Enhancing the evidential value of fingerprints and ‘touch-DNA'
Fingerprints have been considered as one of the most reliable biometric features for personal identification. With advancements in modern DNA amplification technologies, it has been possible to obtain genetic information from samples with very little DNA quantities and to perform DNA analysis from single unenhanced fingerprints and from presumably touched or handled items. Despite its frequent role as legal evidence, touch DNA itself is poorly understood. In particular, there has been limited direct investigation into the cellular composition of touch deposits. A full characterization of touch-DNA could have implications on how it is collected, analysed, and interpreted in forensic contexts. This project explores the use of different fingerprint development/collection techniques as well as their compatibility with DNA profiling. It also provides a comprehensive investigation on the components of touch deposits and the origin of the DNA therein. Through a combination of different techniques (e.g. flow cytometry, microscopic examination, Massively Parallel Sequencing) the fundamental uncertainty around the nature of these samples can be resolved.
|Fellow King’s College|
- To identify the best processes for fingerprint enhancement, collection and DNA recovery from different substrates.

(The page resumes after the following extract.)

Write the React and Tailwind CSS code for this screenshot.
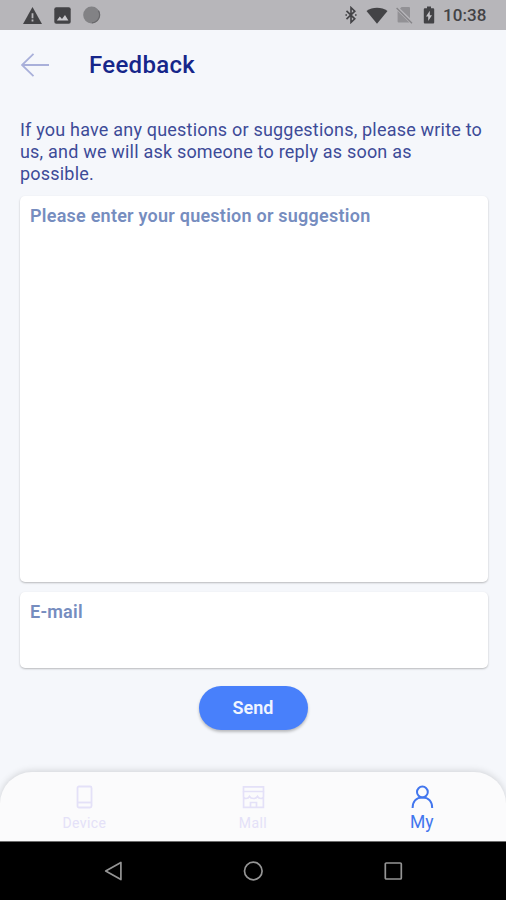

- To investigate of the origins, characteristics and accumulation of cellular and cell-free constituents of ‘touch deposits’
Centrifugal separation technique were employed to remove cellular debris from hands. Purification methods were used to recover shirt-DNA fragments
Laboratory based experiments
Establishing a ‘best practice’ protocol that permits the enhancement and collection of fingermarks to be carried out in tandem with DNA analysis can allow future investigations to fully exploit the potential for fingerprint-DNA intelligence links. A more comprehensive picture of where the DNA in “touch DNA” comes from can provide valuable information to practitioners seeking to utilize touch DNA typing results in a courtroom context, and can contribute to the ongoing effort to understand and predict the circumstances of DNA transfer in a forensic context more reliably.